At the same time, it is observed that the time consumption of launch after malloc will increase in proportion to the size of malloc

ENV: PCIE A100, cuda 11.4
time-consuming tool : nsight system

The timing methodology used here is not clear. What happens if you insert a call to cudaDeviceSynchronize() just prior to the first loop? This should guarantee that all prior work on the GPU has completed before the loop starts launching kernels.

If a cudaDeviceSynchronize()inserted just before the first loop does not make a difference, your observation may be due to cold start overhead.

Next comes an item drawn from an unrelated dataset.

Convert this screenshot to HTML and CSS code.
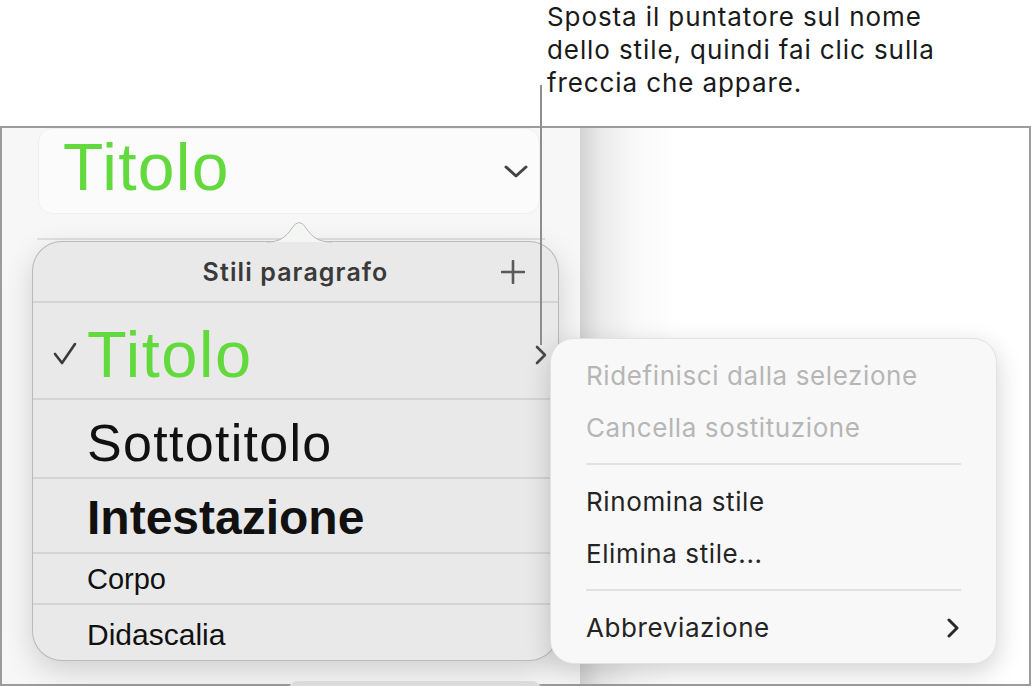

The first time a particular code path is exercised, HW structures like caches and TLBs are not primed, and the same applies to initialization of some portion of software state. It is therefore a best practice to never time any code on the first pass through. Since some mechanisms take even longer to warm up and reach steady-state performance levels, conservative engineers might even ignore the first three passes or so.

Thanks for your advice ~
I have inserted cudaDeviceSynchronize() before first loop,and result has not changed. I agree with your that the first kernel launch in the first loop takes a long time due to a cold start.
But what puzzle me is why launch the same kernel in the second loop will be affected by the malloc location,just as the first launch in the second loop is different in time in two cases. I understand that it’s not be a cold start at this time.